Герингу, естественно, очень не нравились эти показания. Да и неизвестно было, остановится ли Шпеер на том, что уже сказал, или будет дальше раскрывать ящик Пандоры. Геринг попытался воздействовать на него, подослал к нему Шираха с призывом вести себя «более мужественно». Но Шпеер просил передать Герингу, что ему самому «следовало бы проявлять больше мужества во время войны и сознавать свою ответственность, а не одурманивать себя наркотиками…»

Показания Шпеера взбудоражили всю скамью подсудимых.

Розенберг твердил:

– Если попытка с покушением провалилась, ему следует молчать.

Шахт восторгался:

– Вот это защита!

– Его следует повесить! – сказал Функ.

Но, конечно, вешать Шпеера он хотел бы не за его преступления, а лишь за то, что бывший министр вооружений догадался создать себе такое алиби, тогда как сам Функ прошел через весь процесс, не додумавшись ни до чего хорошего.

Франк, тот самый истеричный Франк, который недавно проклинал Гитлера, теперь тоже изливал свою ненависть на Шпеера:

– Не забывайте, что Шпеер бахвалился, будто сумеет расчистить небо от самолетов противника.

Фон Папен, зоологически ненавидевший Геринга, использовал этот инцидент, чтобы еще раз бросить ком грязи в рейхсмаршала. Во время завтрака он заявил своим соседям по столу:

– Показания Шпеера прикончат этого толстяка.

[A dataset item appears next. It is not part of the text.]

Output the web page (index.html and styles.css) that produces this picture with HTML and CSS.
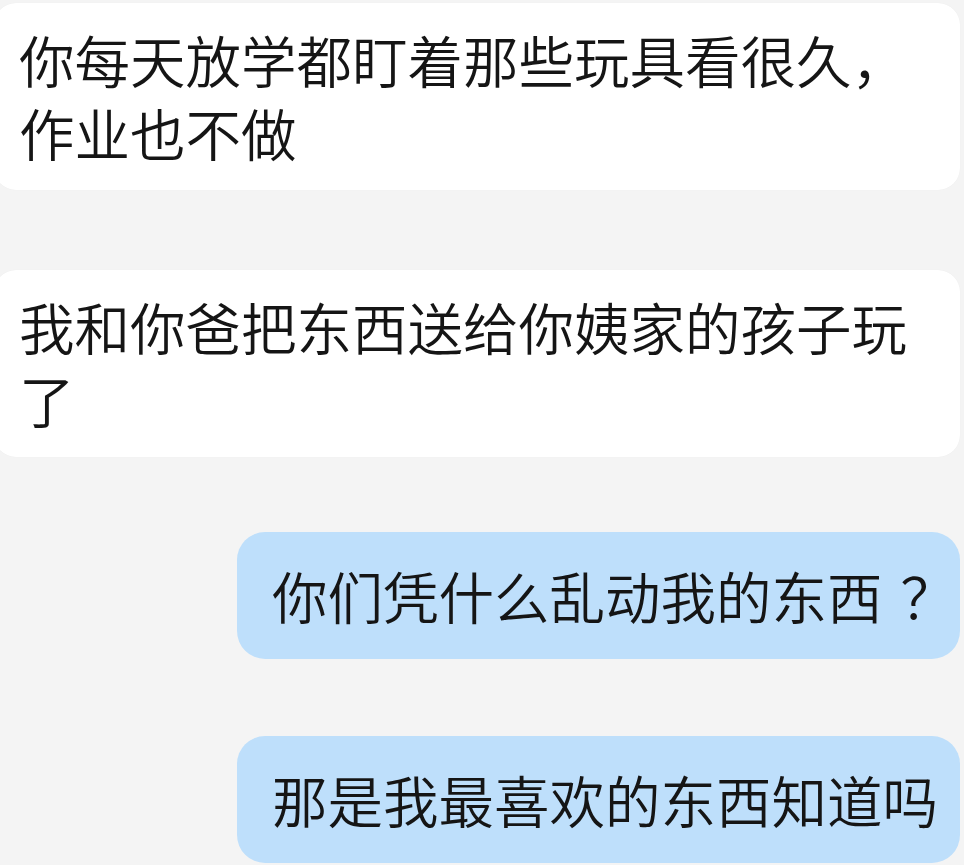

Шахт и фон Нейрат согласились с Папеном:

– Геринг для немецкого народа конченый человек.

И действительно, Геринг не находил себе места. После завтрака он сказал Гессу и Деницу:

– Нам никогда не следовало бы доверять Шпееру.

Потом подошел к Розенбергу и Йодлю и стал развивать свою мысль о том, что Шпеер лгал, утверждая, будто у него не было возможности убить Гитлера из-за «технических трудностей». Его портфель никогда не обыскивался, и, если бы Шпеер действительно хотел, он мог бы покончить с Гитлером.

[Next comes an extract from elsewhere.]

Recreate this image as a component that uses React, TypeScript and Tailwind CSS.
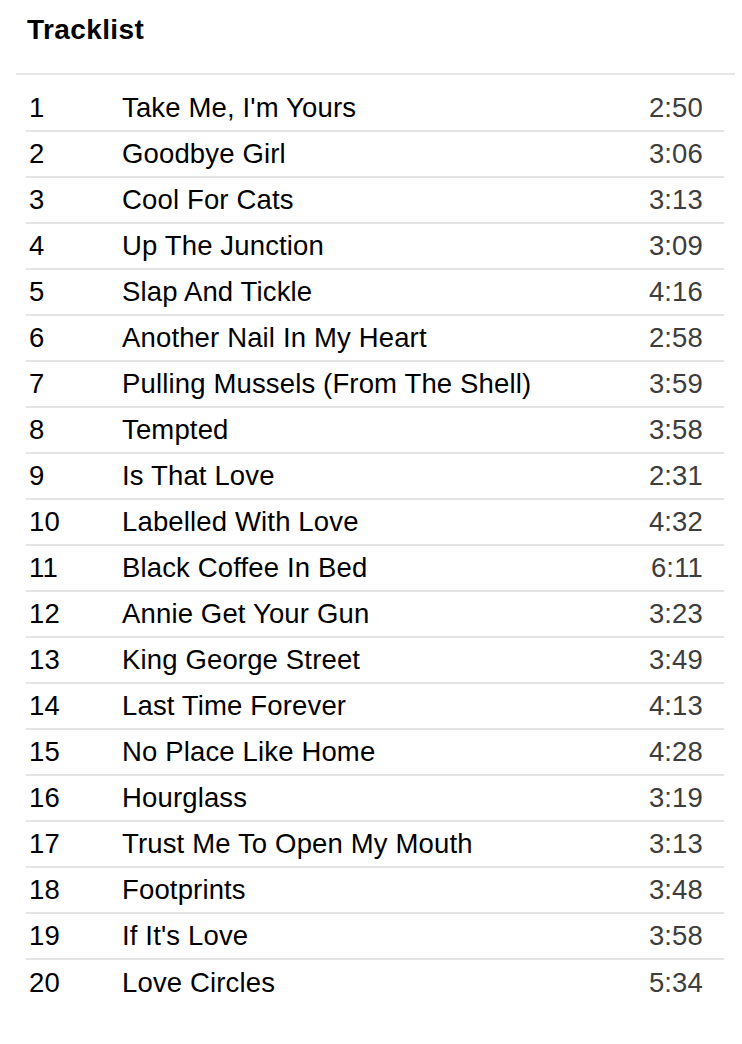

Так подсудимые почти единым фронтом напали на Шпеера, выражая либо зависть, либо откровенную ненависть к этому «раскаявшемуся» грешнику.

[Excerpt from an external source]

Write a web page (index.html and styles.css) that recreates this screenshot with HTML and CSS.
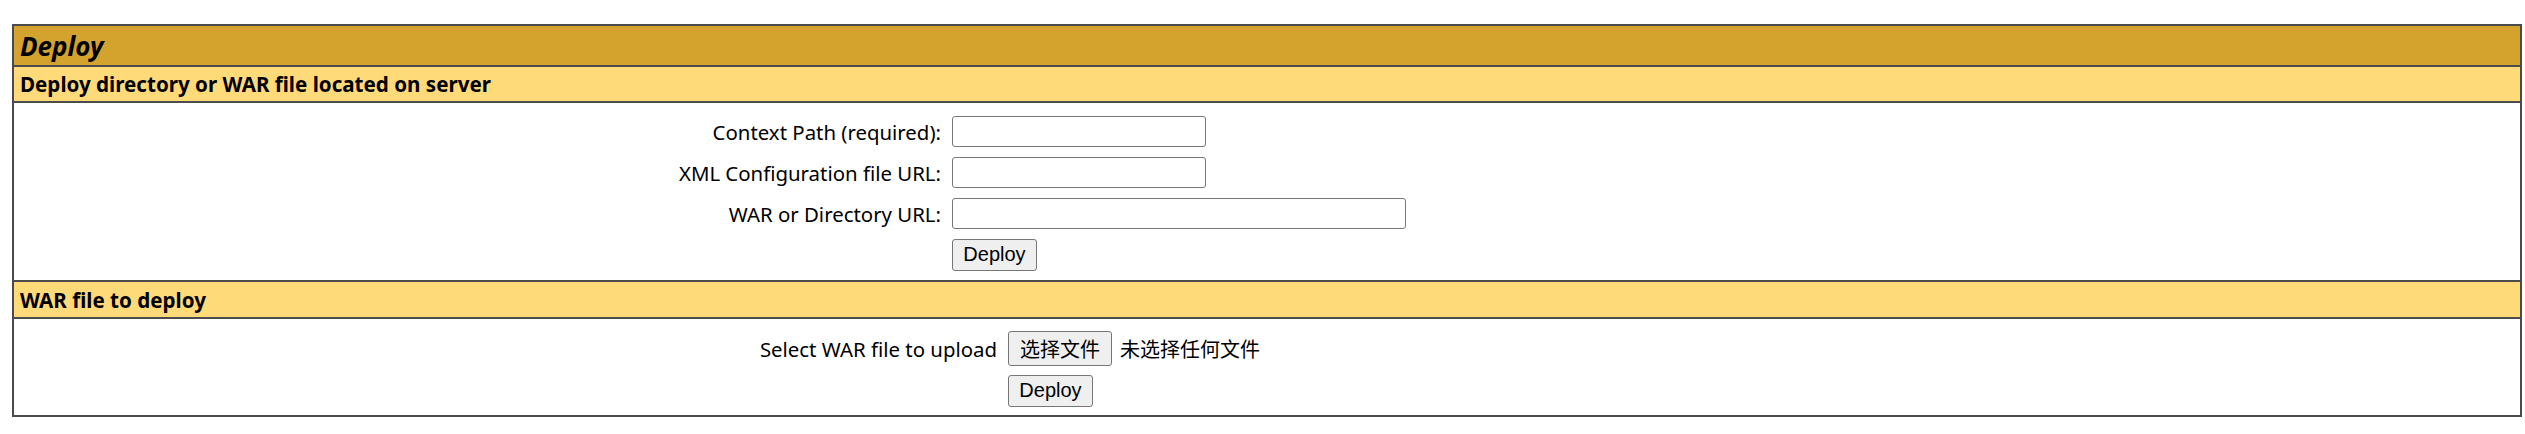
FILE: index.html
```html
<!DOCTYPE html>
<html lang="zh-CN">
<head>
<meta charset="utf-8">
<title>Deploy</title>
<link rel="stylesheet" href="styles.css">
</head>
<body>
<div class="panel">
  <div class="title">Deploy</div>
  <div class="subhead">Deploy directory or WAR file located on server</div>
  <form class="body form-server">
    <label class="lbl">Context Path (required):</label>
    <div class="field"><input type="text" class="txt size20"></div>
    <label class="lbl">XML Configuration file URL:</label>
    <div class="field"><input type="text" class="txt size20"></div>
    <label class="lbl">WAR or Directory URL:</label>
    <div class="field"><input type="text" class="txt size40"></div>
    <div class="lbl"></div>
    <div class="field"><button type="button" class="btn deploy">Deploy</button></div>
  </form>
  <div class="subhead sub2">WAR file to deploy</div>
  <form class="body form-upload">
    <label class="lbl">Select WAR file to upload</label>
    <div class="field"><span class="btn filebtn">选择文件</span><span class="nofile">未选择任何文件</span></div>
    <div class="lbl"></div>
    <div class="field"><button type="button" class="btn deploy">Deploy</button></div>
  </form>
</div>
</body>
</html>
```

FILE: styles.css
```css
html, body {
  margin: 0;
  padding: 0;
  background: #ffffff;
}

body {
  font-family: "Noto Sans", "Noto Sans CJK SC", sans-serif;
  color: #000;
}

.panel {
  margin: 24px 3px 0 12px;
  border: 2px solid #4b4b4b;
}

.title {
  height: 39px;
  display: flex;
  align-items: center;
  padding-left: 6px;
  background: #d4a32e;
  font-size: 26px;
  font-weight: bold;
  font-style: italic;
  border-bottom: 2px solid #4b4b4b;
}

.subhead {
  height: 34px;
  display: flex;
  align-items: center;
  padding-left: 6px;
  background: #ffda78;
  font-size: 20.6px;
  font-weight: bold;
  border-bottom: 2px solid #4b4b4b;
}

.sub2 {
  height: 35px;
}

.body {
  margin: 0;
  display: grid;
  align-items: center;
  border-bottom: 2px solid #4b4b4b;
}

.body:last-child {
  border-bottom: none;
}

.form-server {
  grid-template-columns: 932fr 1574fr;
  grid-auto-rows: 41px;
  padding: 8px 0 5px;
}

.form-upload {
  grid-template-columns: 988fr 1518fr;
  grid-template-rows: 43px 41px;
  padding: 8px 0 4px;
}

.lbl {
  text-align: right;
  padding-right: 5px;
  font-size: 20.4px;
}

.field {
  display: flex;
  align-items: center;
  padding-left: 6px;
}

.txt {
  box-sizing: border-box;
  height: 31px;
  border: 1px solid #767676;
  border-radius: 3px;
  background: #fff;
  margin: 0;
  padding: 0 4px;
}

.size20 {
  width: 254px;
}

.size40 {
  width: 454px;
}

.btn {
  box-sizing: border-box;
  display: inline-flex;
  align-items: center;
  justify-content: center;
  margin: 0;
  background: #efefef;
  border: 1px solid #767676;
  border-radius: 3px;
  color: #000;
}

.deploy {
  width: 85px;
  height: 32px;
  padding: 0;
  font-family: "Liberation Sans", Arial, sans-serif;
  font-size: 20px;
}

.filebtn {
  width: 104px;
  height: 35px;
  font-family: "Noto Sans CJK SC", sans-serif;
  font-size: 20px;
}

.nofile {
  margin-left: 8px;
  font-family: "Noto Sans CJK SC", sans-serif;
  font-size: 20px;
}
```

Перепалка между Шпеером и Герингом продолжалась даже перед лицом суда. Шпеер старался убедить суд в том, что он хотя и с некоторым опозданием, но все же пытался внести свой вклад в борьбу с гитлеризмом. А Геринг открыто призывал не верить «этому гитлеровскому фавориту, этому отщепенцу». Отщепенцу потому, что Шпеер неожиданно пошел вразрез с той общей, как говорил Геринг, «солидарной линией», какой придерживалась большая часть подсудимых.

– Какая там солидарность? – отмахивался Шпеер и, показывая пальцем на своих вчерашних коллег, добавлял: – Все они должны были притворяться друзьями, даже если готовы убить друг друга. В этом отношении и я оказался таким же…

Фактов подобного рода слишком много. Каждый день процесса бесчисленное множество подтверждений идейной опустошенности, злобности и коварства подсудимых. И теперь, когда западногерманские реваншисты бросают комья грязи в Международный трибунал, всячески стараются опорочить его справедливый приговор, тщатся доказать, что нюрнбергские подсудимые «не нарушили ни одного из существующих законов», мне очень хочется напомнить им слова того же Шпеера, произнесенные в том же Нюрнберге. Рассказывая, как «вожди германского народа поспешили бежать из Берлина, когда там стало слишком жарко», Шпеер добавил:

– Но никто из них не подумал защитить народ от этого безумия. Каждый раз, когда я вспоминаю об этом, я прихожу в ярость. Ни один из них не должен войти в историю как человек, заслуживающий малейшего уважения. Пусть вся эта проклятая нацистская система и все ее руководители, включая и меня, получат то бесчестие и позор, которых они заслуживают. Пусть народ забудет о них и начнет строить новую жизнь на разумной демократической основе.

10Имеется в виду 20 июля 1944 года – день неудачного покушения на Гитлера.